Research › Browse › Judgment

Supreme Court of India · body

1991 DIGILAW 569 (SC)

Sujan Singh v. State Of Haryana

1991-10-01

A.M.AHMADI, K.RAMASWAMY, M.M.PUNCHHI

body1991
(1) SEVEN persons were put up for trial before the learned Sessions Judge, Hissar. Learned Sessions Judge convicted them, namely, accused 1, 2 and 4, under S. 304 of Part II of the Indian Penal Code and sentenced them to suffer rigorous imprisonment for seven years. The convicted accused preferred an appeal to the High court. The High Court confirmed the conviction and dismissed the appeal on merits. It is against this order of the High court that the present appeal by special leave is preferred. (2) WE have heard counsel for the appellants as well as the respondent-State. We have perused the facts and the circumstances of the case and the ocular evidence tendered by the prosecution. We have scrutinised the reasons which weighed with the learned Single Judge as well as the High court in convicting the present appellants. We are of the opinion that the view taken by both the courts below on the appreciation of evidence tendered by the prosecution is unassailable. (3) COUNSEL for the appellants emphasised that the injuries were caused on non-vital parts of the deceased, Balwant Singh.
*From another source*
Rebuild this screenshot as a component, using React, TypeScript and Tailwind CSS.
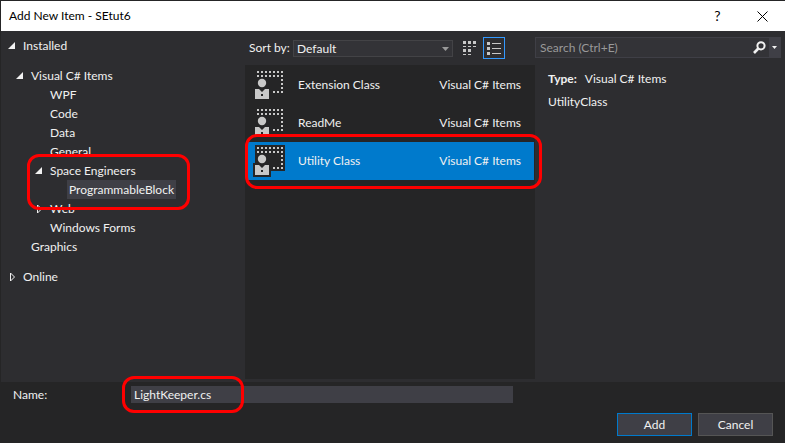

It appears that the deceased Balwant Singh was a lame person. The relations between deceased and Sujan Singh were strained. The appellants were lying amongst the bushes and when the deceased got down from the bus and was proceeding towards his house they assaulted him with deadly weapons like jailies, lathies and pharsa. It may be that the blows did not fall on the head or other vital parts of the body but the fact remains that the injuries caused the death of Balwant Singh. Besides, the assault by weapons continued even after the victim fell down. His legs were twisted and broken. In the circumstances we do not think that this is a fit case where the appellants can be let off on sentence already undergone which is approximately one-and-a-half years only. (4) IT was next contended that the sentence of seven years rigorous imprisonment was on the higher side. The conviction being under Sec- tion 304 Part II we think it would be appropriate to reduce the sentence to rigorous imprisonment for five years. Except for this modification in the sentence we see no merit in this appeal. The appeal will stand dis- posed of accordingly. The appellants will surrender to the bail and serve out the remaining part of the sentence.